Depending on what you are utilizing the algorythm for, it will likely need some tweaking. For basic Tic-Tac-Toe, a game with no intermediate values, it will look something like this:

In [None]:
def minimax(state, depth, alpha, beta, maximizing_player):
    #returns either 1, -1, or 0 for no winner
    winner = state.winner()
    #returns if max depth reached, someone has won, or there are no moves left
    if depth == 0 or winner != 0 or len(state.next_possible_states()) == 0:
        return winner

    if maximizing_player:
        max_eval = -np.Infinity
        for next_state in state.next_possible_states():
            evaluation = minimax(next_state, depth - 1, alpha, beta, False)
            max_eval = max(max_eval, evaluation)
            alpha = max(alpha, evaluation)
            if beta <= alpha:
                break
        return max_eval

    else:
        min_eval = np.Infinity
        for next_state in state.next_possible_states():
            evaluation = minimax(next_state, depth - 1, alpha, beta, True)
            min_eval = min(min_eval, evaluation)
            alpha = min(beta, evaluation)
            if beta <= alpha:
                break
        return min_eval

Currently, this version of minimax treats all wins equally.

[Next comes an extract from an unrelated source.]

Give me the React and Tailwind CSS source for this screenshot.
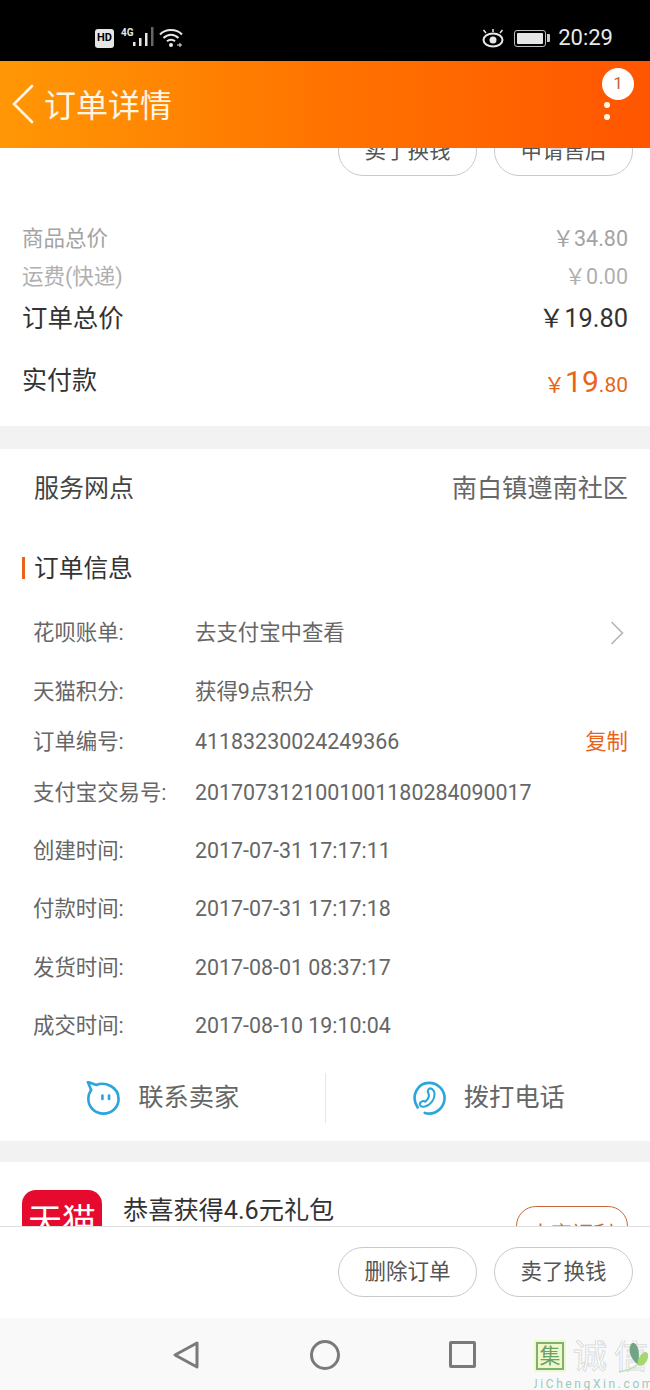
import React from 'react';

const font = 'font-[Roboto,"Noto_Sans_CJK_SC",sans-serif]';

const infoRows = [
  { label: '花呗账单:', value: '去支付宝中查看', h: 'h-[60px]', arrow: true },
  { label: '天猫积分:', value: '获得9点积分', h: 'h-[58px]' },
  { label: '订单编号:', value: '41183230024249366', h: 'h-[42px]', copy: true },
  { label: '支付宝交易号:', value: '2017073121001001180284090017', h: 'h-[60px]' },
  { label: '创建时间:', value: '2017-07-31 17:17:11', h: 'h-[56px]' },
  { label: '付款时间:', value: '2017-07-31 17:17:18', h: 'h-[60px]' },
  { label: '发货时间:', value: '2017-08-01 08:37:17', h: 'h-[58px]' },
  { label: '成交时间:', value: '2017-08-10 19:10:04', h: 'h-[58px]' },
];

const PillButton = ({ children }) => (
  <div className="w-[139px] h-[50px] rounded-full border border-[#c9c9c9] flex items-center justify-center text-[21.5px] text-[#555]">
    {children}
  </div>
);

const StatusBar = () => (
  <div className="h-[61px] bg-black flex items-center justify-between pl-[95px] pr-[37px] pt-[15px] text-[#e8e8e8]">
    <div className="flex items-center">
      <div className="w-[19px] h-[19px] rounded-[3px] bg-[#e6e6e6] text-black text-[11px] font-bold flex items-center justify-center">HD</div>
      <svg width="38" height="20" viewBox="0 0 38 20" className="ml-[5px] mt-[-2px]">
        <text x="2" y="9" fontSize="10" fontWeight="700" fill="#e8e8e8" fontFamily="Roboto">4G</text>
        <rect x="14" y="15" width="2.5" height="4" fill="#e8e8e8" />
        <rect x="20" y="11" width="2.5" height="8" fill="#e8e8e8" />
        <rect x="26" y="6" width="2.5" height="13" fill="#e8e8e8" />
        <rect x="32" y="0" width="2.5" height="19" fill="#666" />
      </svg>
      <svg width="24" height="20" viewBox="0 0 24 20" fill="none" stroke="#e8e8e8" strokeWidth="2" className="ml-[2px] mt-[-1px]">
        <path d="M1 6.5C6.5 0.5 17.5 0.5 23 6.5" />
        <path d="M4.5 10C9 5.5 15 5.5 19.5 10" />
        <path d="M8 13.2C10.2 11.2 13.8 11.2 16 13.2" />
        <circle cx="12" cy="17" r="2" fill="#e8e8e8" stroke="none" />
        <path d="M18 17h5M21 15v4" strokeWidth="1" />
      </svg>
    </div>
    <div className="flex items-center">
      <svg width="22" height="20" viewBox="0 0 22 20" fill="none" stroke="#e8e8e8" strokeWidth="2">
        <ellipse cx="11" cy="12" rx="9.5" ry="6.5" />
        <circle cx="11" cy="12" r="3.5" fill="#e8e8e8" stroke="none" />
        <path d="M4 5L1.5 2M11 4V1M18 5l2.5-3" strokeWidth="1.5" />
      </svg>
      <div className="ml-[10px] w-[32px] h-[17px] rounded-[3px] border border-[#bbb] p-[2px]">
        <div className="w-full h-full bg-[#e6e6e6] rounded-[1px]" />
      </div>
      <div className="ml-[1px] w-[3px] h-[8px] bg-[#ccc] rounded-r-[1px]" />
      <span className="ml-[8px] text-[22px] leading-none">20:29</span>
    </div>
  </div>
);

const Header = () => (
  <div className="relative h-[87px] bg-gradient-to-r from-[#ff9705] via-[#ff7300] to-[#ff5500] flex items-center pl-[12px]">
    <svg width="22" height="40" viewBox="0 0 22 40" fill="none" stroke="#fff6e6" strokeWidth="2.6" strokeLinecap="round" className="mt-[-1px]">
      <path d="M20 2L2 20L20 38" />
    </svg>
    <h1 className="ml-[10px] text-[32px] leading-none text-[#fff6e6] mt-[3px]">订单详情</h1>
    <div className="absolute left-[602px] top-[7px] w-[32px] h-[32px] rounded-full bg-white flex items-center justify-center text-[17px] text-[#c0673a]">1</div>
    <div className="absolute left-[604px] top-[41px] flex flex-col gap-[6px]">
      <div className="w-[6px] h-[6px] rounded-full bg-[#fff6e6]" />
      <div className="w-[6px] h-[6px] rounded-full bg-[#fff6e6]" />
    </div>
  </div>
);

const TotalRow = ({ label, children, className }) => (
  <div className={`flex items-center justify-between ${className}`}>
    <span>{label}</span>
    {children}
  </div>
);

const Totals = () => (
  <div className="bg-white px-[22px] h-[278px] pt-[72px]">
    <TotalRow label="商品总价" className="h-[38px] text-[21.5px] text-[#a3a3a3]">
      <span>￥34.80</span>
    </TotalRow>
    <TotalRow label="运费(快递)" className="h-[38px] text-[21.5px] text-[#b0b0b0]">
      <span>￥0.00</span>
    </TotalRow>
    <TotalRow label="订单总价" className="h-[44px] text-[25.4px] text-[#333]">
      <span>￥19.80</span>
    </TotalRow>
    <TotalRow label="实付款" className="h-[82px] text-[25px] text-[#333]">
      <span className="text-[#e8641b] text-[21px] flex items-baseline">
        ￥<span className="text-[30px]">19</span>.80
      </span>
    </TotalRow>
  </div>
);

const InfoRow = ({ row }) => (
  <div className={`flex items-center pl-[33px] pr-[22px] text-[21.4px] text-[#666] ${row.h}`}>
    <span className="w-[162px]">{row.label}</span>
    <span className="flex-1">{row.value}</span>
    {row.copy && <span className="text-[#e8641b]">复制</span>}
    {row.arrow && (
      <svg width="14" height="24" viewBox="0 0 14 24" fill="none" stroke="#b5b5b5" strokeWidth="1.6" className="mr-[4px]">
        <path d="M1.5 1L12.5 12L1.5 23" />
      </svg>
    )}
  </div>
);

const ChatIcon = () => (
  <svg width="34" height="34" viewBox="0 0 36 36" fill="none" stroke="#2ba6dc" strokeWidth="2.8">
    <path d="M2 1L11 4.2C20 0.5 34.5 6 34.5 19C34.5 28 27 34.5 18.5 34.5C10 34.5 2.5 28 2.5 19C2.5 14.5 4 11.5 5.5 9.5Z" strokeLinejoin="round" />
    <rect x="16" y="14" width="2.8" height="6.5" rx="1.4" fill="#2ba6dc" stroke="none" />
    <rect x="23" y="14" width="2.8" height="6.5" rx="1.4" fill="#2ba6dc" stroke="none" />
  </svg>
);

const PhoneIcon = () => (
  <svg width="34" height="34" viewBox="0 0 36 36" fill="none" stroke="#2ba6dc" strokeWidth="2.8" strokeLinecap="round">
    <path d="M6 28C-2 16 6 2 18 2C28 2 34.5 10 34.5 18C34.5 27 27 34.5 18 34.5C16.5 34.5 15 34.2 13.5 33.8" />
    <path d="M20 8C25 10 25 17 21 22C17 27 10 29 8.5 25.5C7.5 22.5 12 20 14 22C17 19.5 18.5 16 17.5 13C16 12 17 7 20 8Z" strokeWidth="2.2" strokeLinejoin="round" />
  </svg>
);

const Service = () => (
  <div className="bg-white">
    <div className="h-[80px] flex items-center justify-between pl-[34px] pr-[22px]">
      <span className="text-[25px] text-[#444]">服务网点</span>
      <span className="text-[25.2px] text-[#666]">南白镇遵南社区</span>
    </div>
    <div className="h-[78px] flex items-center pl-[22px]">
      <div className="w-[3px] h-[22px] bg-[#e8641b]" />
      <span className="ml-[9px] pt-[2px] text-[24.7px] text-[#333]">订单信息</span>
    </div>
    <div className="mt-[-4px]">
      {infoRows.map((row) => <InfoRow key={row.label} row={row} />)}
    </div>
    <div className="flex items-center h-[86px]">
      <div className="flex-1 flex items-center justify-center gap-[18px] pl-[1px]">
        <ChatIcon />
        <span className="text-[25.3px] text-[#666]">联系卖家</span>
      </div>
      <div className="w-px h-[50px] bg-[#e6e6e6]" />
      <div className="flex-1 flex items-center justify-center gap-[18px] pl-[1px]">
        <PhoneIcon />
        <span className="text-[25.3px] text-[#666]">拨打电话</span>
      </div>
    </div>
  </div>
);

const Gift = () => (
  <div className="bg-white flex items-start pt-[28px] px-[22px] h-[100px]">
    <div className="w-[80px] h-[80px] rounded-[14px] bg-[#e60a2f] text-white text-[34px] leading-none flex justify-center pt-[14px] shrink-0">天猫</div>
    <span className="ml-[21px] mt-[5px] text-[25.2px] leading-[32px] text-[#333]">恭喜获得4.6元礼包</span>
    <div className="ml-auto mt-[16px] w-[112px] h-[50px] rounded-[20px] border border-[#c8693a] text-[21px] text-[#c8693a] flex justify-center pt-[12px]">去变福利</div>
  </div>
);

const Watermark = () => (
  <div className="absolute left-[534px] top-[1340px] w-[116px] h-[50px] overflow-hidden">
    <div className="flex items-start">
      <div className="w-[32px] h-[32px] bg-[#eef9c8] flex items-center justify-center">
        <div className="w-[28px] h-[28px] border-2 border-[#7fae7a] text-[#6ca06a] text-[21px] leading-none flex items-center justify-center">集</div>
      </div>
      <span className="ml-[7px] text-[34px] leading-[32px] text-white [-webkit-text-stroke:1px_#dcdcdc]">诚</span>
      <span className="ml-[7px] text-[34px] leading-[32px] text-white [-webkit-text-stroke:1px_#dcdcdc]">信</span>
    </div>
    <div className="mt-[6px] ml-[-3px] text-[12px] leading-[12px] tracking-[2.6px] text-[#9cc9bb] whitespace-nowrap">JiChengXin.com</div>
    <svg width="32" height="34" viewBox="0 0 32 34" className="absolute left-[84px] top-0">
      <path d="M19 24C12 18 9 8 14 3C18 2 23 8 20 24Z" fill="#6fa583" />
      <path d="M19 25C21 14 27 9 30 14C31 21 25 28 19 25Z" fill="#a6d86f" />
      <path d="M19 25C15 28 8 31 1 32" stroke="#b9dfb0" strokeWidth="1.5" fill="none" />
    </svg>
  </div>
);

const NavBar = () => (
  <div className="h-[72px] bg-[#f9f9fa] flex items-center pl-[172px] pt-[2px] pb-[1px]">
    <svg width="28" height="30" viewBox="0 0 28 30" fill="none" stroke="#7a7a7a" strokeWidth="3" strokeLinejoin="round">
      <path d="M25 3V27L3 15Z" />
    </svg>
    <svg width="30" height="30" viewBox="0 0 30 30" fill="none" stroke="#7a7a7a" strokeWidth="3" className="ml-[110px]">
      <circle cx="15" cy="15" r="13.5" />
    </svg>
    <div className="ml-[109px] w-[27px] h-[27px] rounded-[2px] border-[3px] border-[#7a7a7a]" />
  </div>
);

export default function App() {
  return (
    <div className={`relative w-[650px] h-[1390px] overflow-hidden bg-white ${font}`}>
      <StatusBar />
      <Header />
      <div className="h-[1078px] overflow-hidden bg-[#f2f2f2]">
        {/* кнопки уходят под шапку, поэтому сдвинуты вверх */}
        <div className="relative">
          <Totals />
          <div className="absolute left-[338px] top-[-22px] flex gap-[17px]">
            <PillButton>卖了换钱</PillButton>
            <PillButton>申请售后</PillButton>
          </div>
        </div>
        <div className="h-[23px]" />
        <Service />
        <div className="h-[21px]" />
        <Gift />
      </div>
      <div className="h-[92px] bg-white border-t border-[#dedede] flex justify-end items-start gap-[17px] pt-[20px] pr-[17px]">
        <PillButton>删除订单</PillButton>
        <PillButton>卖了换钱</PillButton>
      </div>
      <NavBar />
      <Watermark />
    </div>
  );
}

However, it would be better if it preferred quicker wins. As such, let's add a decay that lowers the value every move, causing it to prefer quicker wins. This also ends up making it lose slower, allowing more opportunities for the opposing player to make an error.

In [None]:
decay_rate = .9
def minimax(state, depth, alpha, beta, maximizing_player):
    #returns either 1, -1, or 0 for no winner
    winner = state.winner()
    #returns if max depth reached, someone has won, or there are no moves left
    if depth == 0 or winner != 0 or len(state.next_possible_states()) == 0:
        return winner

    if maximizing_player:
        max_eval = -np.Infinity
        for next_state in state.next_possible_states():
            #loses 10% of it's value for every move required
            evaluation = decay_rate * minimax(next_state, depth - 1, alpha, beta, False)
            max_eval = max(max_eval, evaluation)
            alpha = max(alpha, evaluation)
            if beta <= alpha:
                break
        return max_eval

    else:
        min_eval = np.Infinity
        for next_state in state.next_possible_states():
            #loses 10% of it's value for every move required
            evaluation = decay_rate * minimax(next_state, depth - 1, alpha, beta, True)
            min_eval = min(min_eval, evaluation)
            alpha = min(beta, evaluation)
            if beta <= alpha:
                break
        return min_eval

The above code is still not that great, as it assumes the opponent will play perfectly. Therefore, will not consider plays that might cause a win as it assumes the opponent will see them. In Tic-Tac-Toe, many of the possible moves will lead to a tie and therefore have the same apparent value to minimax. We can make this smarter by including a bias, meaning that even if all options are equal in perfect play, the one with the most possibilities for a win gets chosen. We can do this by also adding a small amount to the output which will only matter when the main minimax values are equal.

In [None]:
decay_rate = .9
bias_multiplier = .01
def minimax(state, depth, alpha, beta, maximizing_player):
    #returns either 1, -1, or 0 for no winner
    winner = state.winner()
    #initialize bias to 0
    bias = 0
    #returns if max depth reached, someone has won, or there are no moves left
    if depth == 0 or winner != 0 or len(state.next_possible_states()) == 0:
        if winner!= 0:
            bias += winner * bias_multiplier
        return winner, bias

    if maximizing_player:
        max_eval = -np.Infinity
        for next_state in state.next_possible_states():
            evaluation, delta_bias = minimax(next_state, depth - 1, alpha, beta, False)
            #loses 10% of it's value for every move required
            evaluation *= decay_rate
            #update this moves bias based on next moves' bias
            bias += delta_bias
            max_eval = max(max_eval, evaluation)
            alpha = max(alpha, evaluation)
            if beta <= alpha:
                break
        return max_eval, bias

    else:
        min_eval = np.Infinity
        for next_state in state.next_possible_states():
            evaluation, delta_bias = minimax(next_state, depth - 1, alpha, beta, True)
            #loses 10% of it's value for every move required
            evaluation *= decay_rate
            #update this moves bias based on next moves' bias
            bias += delta_bias
            min_eval = min(min_eval, evaluation)
            alpha = min(beta, evaluation)
            if beta <= alpha:
                break
        return min_eval, bias

We now have a algorythm which will work well with Tic-Tac-Toe like games. While the original algorythm is best suited for games with live scores, it can be easily modified to suit your needs. Hopefully this gave you some ideas about how to use minimax in your own projects, and how to approach modifying it to better suit your needs. Check out the "examples" directory for a simple minimax Tic-Tac-Toe implementation as well as a more complex one using it in conjunction with reinforcement learning.